The story of the year—possibly of the decade—has to be the Indian Premier League (IPL). I say this not in the narrow sense of how it will transform the sport of cricket, but in the much broader sense of the enormous impact it is going to have on every facet of life in India.

If liberalization in the 1990s unlocked the entrepreneurial energy of India, and allowed the trickle of wealth creation to begin, IPL has broken open the dam on the debate about markets in our country. In one stroke, it has moved the theatre of action on free markets from the chandelier-tinkling conference rooms of Delhi to the galis and nukkads of every town and village in India. Millions of Indians will now, forever, engage viscerally in a manner that no trickle-down process could ever achieve.

The impact of IPL hasn’t sunk in yet. In fact, most people haven’t even understood the events of last week, when Dhoni went for $1.5 million and freshman Ishant Sharma, whom nobody had heard of until a month ago, got an annual contract of $950,000, or the fact that the bidding itself was in dollars.
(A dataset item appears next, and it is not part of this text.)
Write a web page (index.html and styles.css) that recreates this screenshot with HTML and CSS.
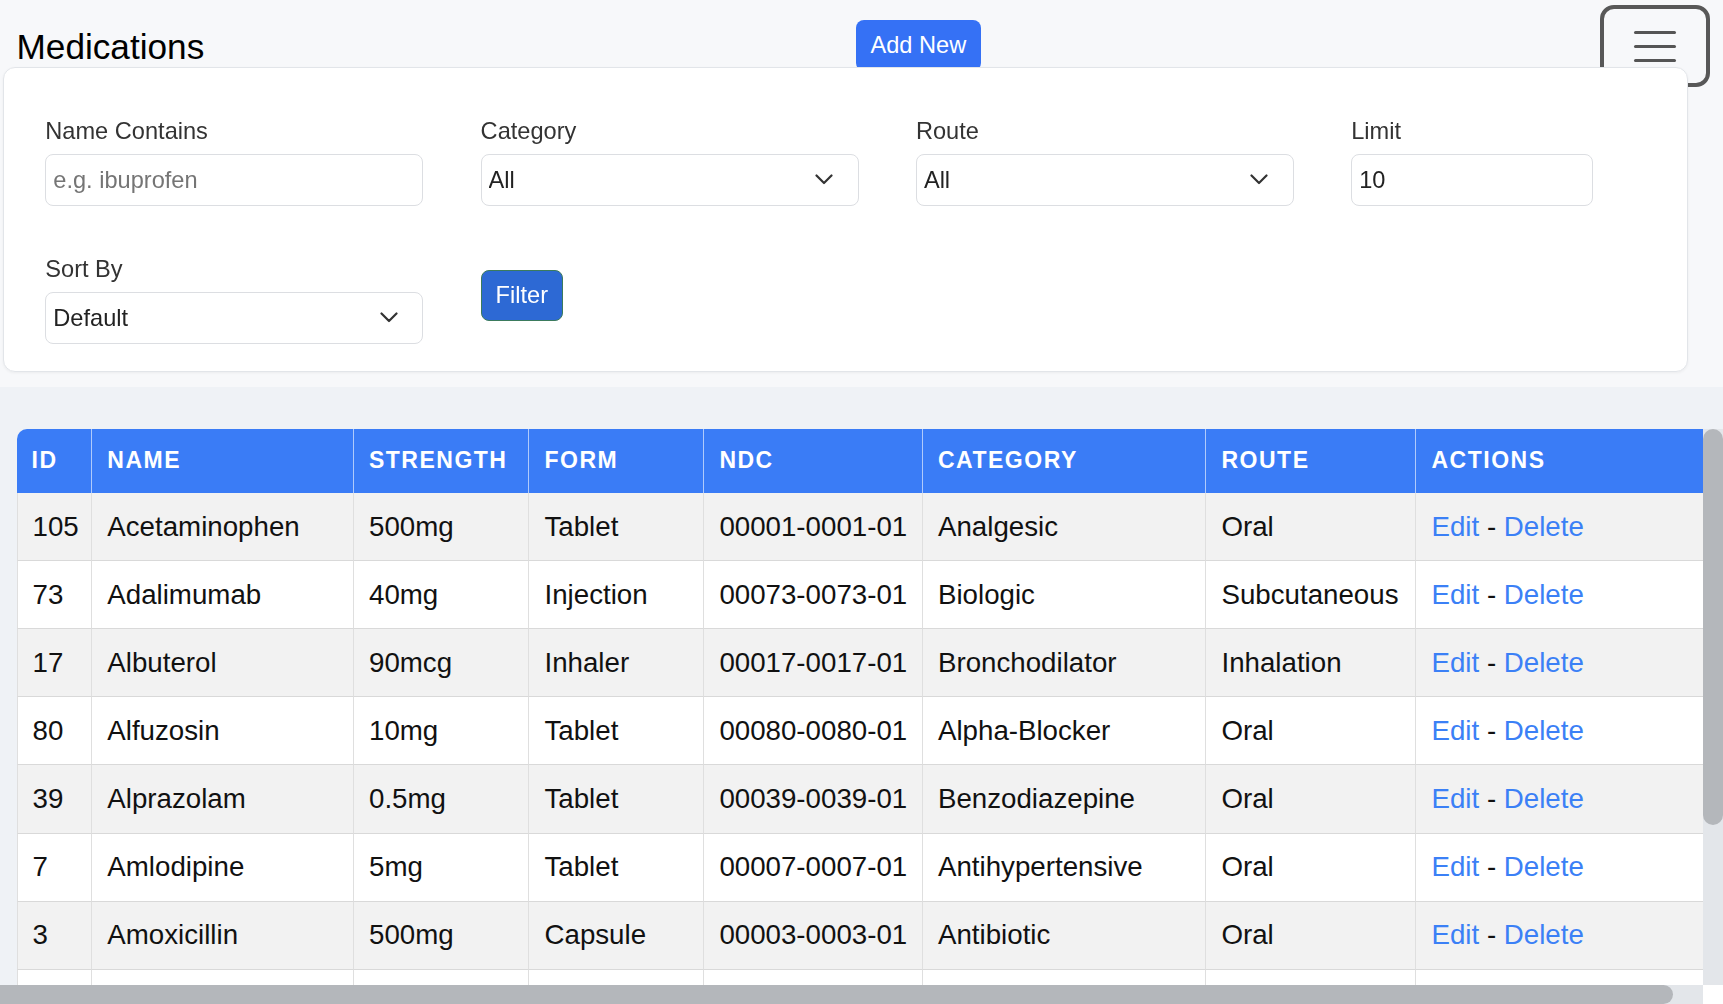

And what does it mean that Robin Uthappa would be playing for Mumbai, not his home-town Bangalore?

I asked my father-in-law, who follows the markets quite closely, what he thought of the IPL auctions. He scratched his head and said, “Samaj mein nahin aata” (I haven’t understood them), unsure about how it would pan out. My driver is equally confused, but he got the message about why some people got paid more than others. I asked him why Ricky Ponting, arguably the best batsman in the world, went for so much less than Dhoni. In his own way, he understood the value of discounted cash flows, that teams are paying for future performance, not past records, and said: “Dhoni’s cricket is ahead of him, Ponting’s is behind him.”
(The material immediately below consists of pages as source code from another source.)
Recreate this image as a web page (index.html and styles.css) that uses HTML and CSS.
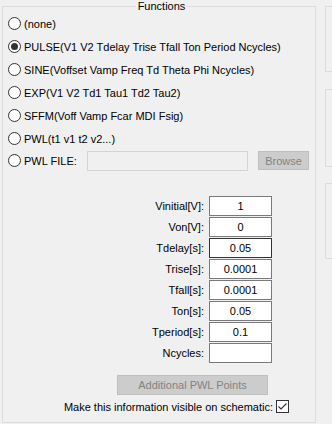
FILE: index.html
```html
<!DOCTYPE html>
<html>
<head>
    <title>Functions</title>
    <link rel="stylesheet" href="styles.css">
</head>
<body>
    <div class="dialog">
        <fieldset class="functions">
            <legend>Functions</legend>

            <label class="opt"><input type="radio" name="fn"><span>(none)</span></label>
            <label class="opt"><input type="radio" name="fn" checked><span>PULSE(V1 V2 Tdelay Trise Tfall Ton Period Ncycles)</span></label>
            <label class="opt"><input type="radio" name="fn"><span>SINE(Voffset Vamp Freq Td Theta Phi Ncycles)</span></label>
            <label class="opt"><input type="radio" name="fn"><span>EXP(V1 V2 Td1 Tau1 Td2 Tau2)</span></label>
            <label class="opt"><input type="radio" name="fn"><span>SFFM(Voff Vamp Fcar MDI Fsig)</span></label>
            <label class="opt"><input type="radio" name="fn"><span>PWL(t1 v1 t2 v2...)</span></label>
            <div class="opt">
                <input type="radio" name="fn">
                <span class="file-label">PWL FILE:</span>
                <input type="text" class="file-input" disabled>
                <button class="btn-disabled browse" disabled>Browse</button>
            </div>

            <div class="params">
                <label for="vinitial">Vinitial[V]:</label>
                <input type="text" id="vinitial" value="1">
                <label for="von">Von[V]:</label>
                <input type="text" id="von" value="0">
                <label for="tdelay">Tdelay[s]:</label>
                <input type="text" id="tdelay" class="focused" value="0.05">
                <label for="trise">Trise[s]:</label>
                <input type="text" id="trise" value="0.0001">
                <label for="tfall">Tfall[s]:</label>
                <input type="text" id="tfall" value="0.0001">
                <label for="ton">Ton[s]:</label>
                <input type="text" id="ton" value="0.05">
                <label for="tperiod">Tperiod[s]:</label>
                <input type="text" id="tperiod" value="0.1">
                <label for="ncycles">Ncycles:</label>
                <input type="text" id="ncycles" value="">
            </div>

            <button class="btn-disabled pwl-points" disabled>Additional PWL Points</button>

            <label class="visible-row">
                <span>Make this information visible on schematic:</span>
                <span class="check">
                    <svg width="11" height="11" viewBox="0 0 11 11">
                        <path d="M1.5 5.5 L4 8 L9.5 2.5" fill="none" stroke="#333" stroke-width="1.1"/>
                    </svg>
                </span>
            </label>
        </fieldset>

        <div class="side">
            <div class="side-box box1"></div>
            <div class="side-box box2"></div>
            <div class="side-box box3"></div>
        </div>
    </div>
</body>
</html>
```

FILE: styles.css
```css
html, body {
    margin: 0;
    padding: 0;
}

body {
    width: 332px;
    height: 424px;
    overflow: hidden;
    background: #f0f0f0;
    font-family: "Liberation Sans", Arial, sans-serif;
    font-size: 11px;
    color: #000;
}

.dialog {
    display: flex;
    align-items: flex-start;
}

.functions {
    box-sizing: border-box;
    flex-shrink: 0;
    width: 314px;
    height: 423px;
    margin: 0 0 0 2px;
    padding: 0 0 0 5px;
    border: 1px solid #dcdcdc;
    min-inline-size: 0;
}

.functions legend {
    margin: 0 auto;
    padding: 0 2px;
    line-height: 13px;
    height: 13px;
}

.opt {
    display: flex;
    align-items: center;
    height: 23px;
}

.opt:first-of-type {
    margin-top: -1px;
}

input[type="radio"] {
    -webkit-appearance: none;
    appearance: none;
    box-sizing: border-box;
    flex-shrink: 0;
    width: 13px;
    height: 13px;
    margin: 0 3px 0 0;
    border: 1px solid #333;
    border-radius: 50%;
    background: #fff;
    display: grid;
    place-content: center;
}

input[type="radio"]:checked::before {
    content: "";
    width: 7px;
    height: 7px;
    border-radius: 50%;
    background: #333;
}

.file-label {
    flex-shrink: 0;
    width: 63px;
}

.file-input {
    box-sizing: border-box;
    flex-shrink: 0;
    width: 161px;
    height: 20px;
    margin: 0;
    border: 1px solid #d4d4d4;
    background: #f0f0f0;
}

.btn-disabled {
    box-sizing: border-box;
    padding: 0;
    border: 1px solid #bfbfbf;
    background: #cccccc;
    color: #838383;
    font-family: "Liberation Sans", Arial, sans-serif;
    font-size: 11px;
}

.browse {
    flex-shrink: 0;
    width: 51px;
    height: 19px;
    margin-left: 10px;
}

.params {
    display: grid;
    grid-template-columns: 196px 63px;
    grid-auto-rows: 20px;
    column-gap: 5px;
    row-gap: 1px;
    margin-top: 24px;
}

.params label {
    text-align: right;
    line-height: 20px;
}

.params input {
    box-sizing: border-box;
    width: 63px;
    height: 20px;
    margin: 0;
    padding: 0;
    border: 1px solid #7a7a7a;
    background: #fff;
    text-align: center;
    font-family: "Liberation Sans", Arial, sans-serif;
    font-size: 11px;
    color: #000;
}

.params input.focused {
    border-color: #333;
}

.pwl-points {
    display: block;
    width: 151px;
    height: 20px;
    margin: 12px 0 0 109px;
}

.visible-row {
    display: flex;
    justify-content: flex-end;
    align-items: center;
    gap: 3px;
    margin: 5px 26px 0 0;
    height: 13px;
}

.check {
    box-sizing: border-box;
    width: 13px;
    height: 13px;
    border: 1px solid #333;
    background: #fff;
    display: flex;
}

.side {
    flex-shrink: 0;
    margin-left: 9px;
    display: flex;
    flex-direction: column;
}

.side-box {
    box-sizing: border-box;
    width: 7px;
    border: 1px solid #dcdcdc;
    border-right: none;
}

.box1 {
    margin-top: 6px;
    height: 66px;
}

.box2 {
    margin-top: 17px;
    height: 78px;
}

.box3 {
    margin-top: 16px;
    height: 76px;
}
```
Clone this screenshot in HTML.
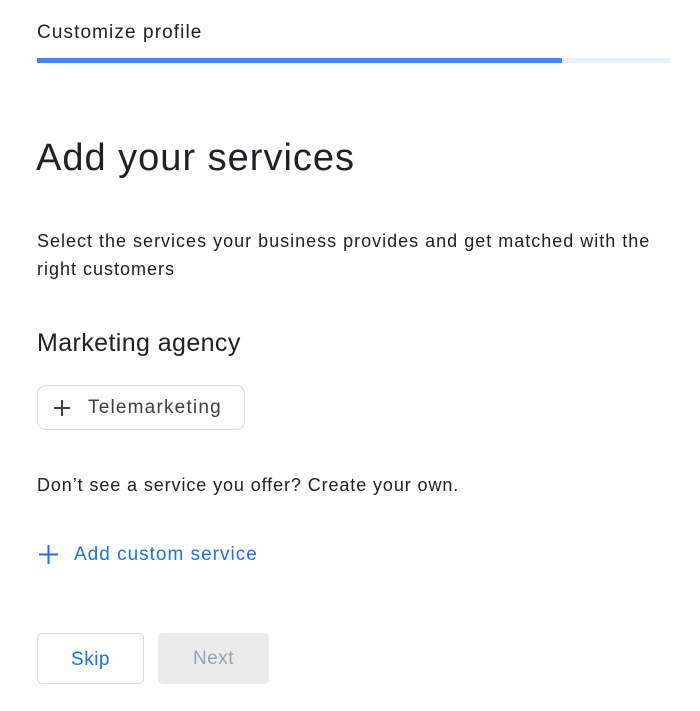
<!DOCTYPE html>
<html><head><meta charset="utf-8"><style>
body{margin:0;width:700px;height:711px;background:#fff;font-family:"Liberation Sans",sans-serif;color:#202124;position:relative;overflow:hidden}
.a{position:absolute;white-space:nowrap}
</style></head><body>
<div class="a" style="left:37px;top:22px;font-size:19px;letter-spacing:1.1px">Customize profile</div>
<div class="a" style="left:37px;top:58px;width:633px;height:5px;background:#e8f0fe"></div>
<div class="a" style="left:37px;top:58px;width:525px;height:5px;background:#4285f4"></div>
<div class="a" style="left:36px;top:137px;font-size:38px;letter-spacing:1px">Add your services</div>
<div class="a" style="left:37px;top:227px;font-size:18px;line-height:28px;letter-spacing:1px">Select the services your business provides and get matched with the<br>right customers</div>
<div class="a" style="left:37px;top:329px;font-size:25px;letter-spacing:0.4px">Marketing agency</div>
<div class="a" style="left:37px;top:385px;width:208px;height:45px;border:1px solid #dadce0;border-radius:9px;box-sizing:border-box"></div>
<svg class="a" style="left:52px;top:398px" width="20" height="20"><path d="M10 2V18M2 10H18" stroke="#3c4043" stroke-width="2"/></svg>
<div class="a" style="left:88px;top:397px;font-size:19px;color:#3c4043;letter-spacing:1.2px">Telemarketing</div>
<div class="a" style="left:37px;top:475px;font-size:18px;letter-spacing:0.9px">Don’t see a service you offer? Create your own.</div>
<svg class="a" style="left:38px;top:544px" width="21" height="21"><path d="M10.5 1V20M1 10.5H20" stroke="#1a73e8" stroke-width="2"/></svg>
<div class="a" style="left:74px;top:544px;font-size:19px;color:#1a73e8;letter-spacing:1px">Add custom service</div>
<div class="a" style="left:37px;top:633px;width:107px;height:51px;border:1px solid #dadce0;border-radius:5px;box-sizing:border-box;text-align:center;line-height:51px;font-size:19px;color:#1a73e8;letter-spacing:.5px">Skip</div>
<div class="a" style="left:158px;top:633px;width:111px;height:51px;background:#ebebeb;border-radius:5px;text-align:center;line-height:51px;font-size:19px;color:#9aa0a6;letter-spacing:.5px">Next</div>
</body></html>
Perhaps nobody feels the confusion as much as Sharad Pawar, sitting in his schizophrenic world: overseeing the bonanza for BCCI while presiding over a sleepy agriculture ministry. He’s got to be thinking “there must be some lessons here in creating an open market for rural credit” that mere exhortations and loan waivers won’t do—ironic timing here, IPL happening on the eve of this Budget. Or, that if BCCI could turn around a concept such as IPL in less than a year, what prevents the National Horticulture Mission from working at a similar pace, embracing some of the same principles to accelerate the creation of a cold chain infrastructure, creating incentives for states to deliver a knock-out punch to the outdated APMC Act. When I asked him about his thoughts, Surjit Bhalla, economist and free-market maven, said: “The untold story is how an opaque monopolist such as BCCI was forced to respond by the competitive threat created by Subash Chandra’s ICL (Indian Cricket League).”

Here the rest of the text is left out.